IPv6 is on the marketers radar

Lee Howard lee at asgard.org
Sun Feb 13 02:03:41 UTC 2011



> -----Original Message-----
> From: Geert Bosch [mailto:bosch at adacore.com]
> 
> Honestly, I can't quite see the big deal for home users. I'm using
> an Apple Airport Extreme, and setting it up with a IPv6 tunnel from

$150?  That's a high-powered device compared to most home gateways.

> HE was quite straightforward. Sure, I don't expect the average user
> to go through these steps, but they could easily be automated and
> rolled out as part of a firmware update (which is a routine matter

Yes, if the ISP provided the gateway.  In many markets, they don't.
Even if they start now, they would have to convince every customer
to swap routers.  And find the capital to pay for them.  And have a
system for updating the firmware and configurations of those
devices.  Or maybe the customer's going to have to buy a new 
gateway, when the one they have is still functioning,  and might 
even be brand new.

> the foreseeable future, people will have (NATed or not) IPv4
> connectivity, so content providers are fine without IPv6. 

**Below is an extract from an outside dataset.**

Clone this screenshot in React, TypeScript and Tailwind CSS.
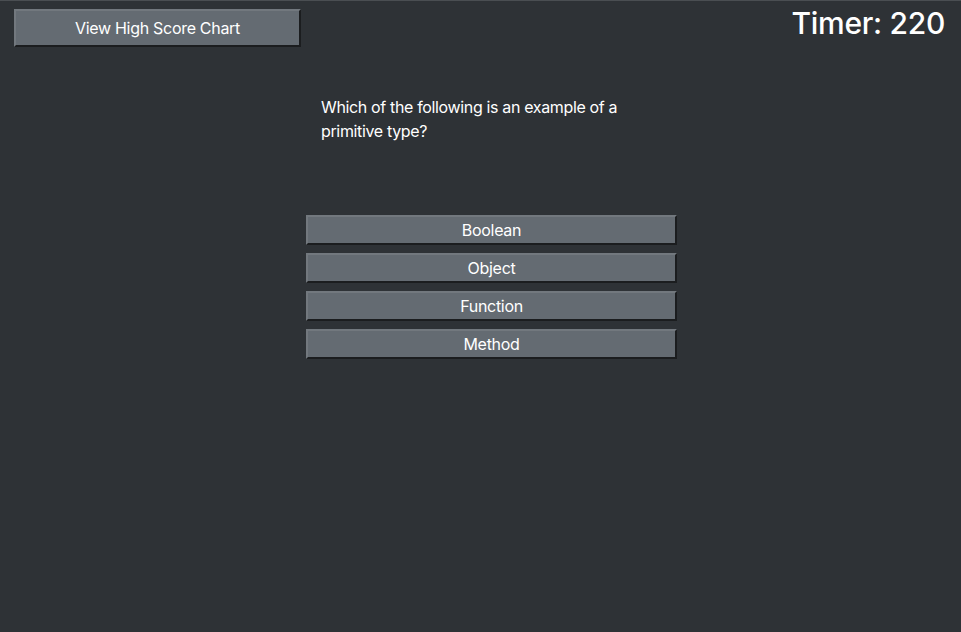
export default function App() {
  const answers = ["Boolean", "Object", "Function", "Method"];
  return (
    <div
      className="min-h-[632px] w-full bg-[#2e3236] border-t border-[#4a4e52] text-white"
      style={{ fontFamily: "Inter, 'Liberation Sans', sans-serif" }}
    >
      <div className="flex items-start justify-between pl-[14px] pr-[16px] pt-[8px]">
        <button className="w-[287px] h-[38px] bg-[#646b72] border-2 border-t-[#72787e] border-l-[#72787e] border-b-[#1b1d1f] border-r-[#1b1d1f] text-[16px] tracking-[-0.3px] text-white">
          View High Score Chart
        </button>
        <div className="text-[30px] font-medium leading-[40px] -mt-[6px] tracking-[-0.3px]">Timer: 220</div>
      </div>
      <div className="ml-[306px] w-[371px] mt-[48px]">
        <p className="pl-[15px] w-[330px] text-[16px] leading-[24px] tracking-[-0.35px]">
          Which of the following is an example of a primitive type?
        </p>
        <div className="mt-[72px] flex flex-col gap-[8px]">
          {answers.map((a) => (
            <button
              key={a}
              className="h-[30px] w-full bg-[#646b72] border-2 border-t-[#72787e] border-l-[#72787e] border-b-[#1b1d1f] border-r-[#1b1d1f] text-[16px] tracking-[-0.3px] text-white"
            >
              {a}
            </button>
          ))}
        </div>
      </div>
    </div>
  );
}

Depends on the content.  Large-scale NAT is bad for you if you
depend on IP geo-location, or use anti-DDOS measures to limit
number of connections or bits from a single IP address, or use
IP address to report abuse, or blacklist IP addresses, or log the
user's IP address, or try to enforce copyright by reporting IP
addresses of violators, or rate-limit outbound data per address,
or record unique visitors by IP address.
It might also increase latency, but probably not so much that
you'd panic.

Except for the most basic, static of websites, content providers
are going to prefer IPv6 over IPv4.  I don't know whether web
hosting companies will ever automatically dual-stack the PTA's
website, but at some point it will be easier for them to warn all
their customers and just do it, than to track which customers
asked for IPv6 explicitly.



> So, I think we'll transition to a situation where for some purposes
> (Skype, gaming, file-sharing) there will be a benefit for (tunneled)
> IPv6 compared to (NATed) IPv4, but for simple content providers
> there will still be no incentive to leave IPv4.
. . . 
> Again, it seems it is far easier to deal with the relatively
> homogeneous base of users for IPv6, compared to the fragmented and
> irregular market of content providers.

That sounds heterogenous:  web-browsing-only users, and 
peer-to-peer-application-using users.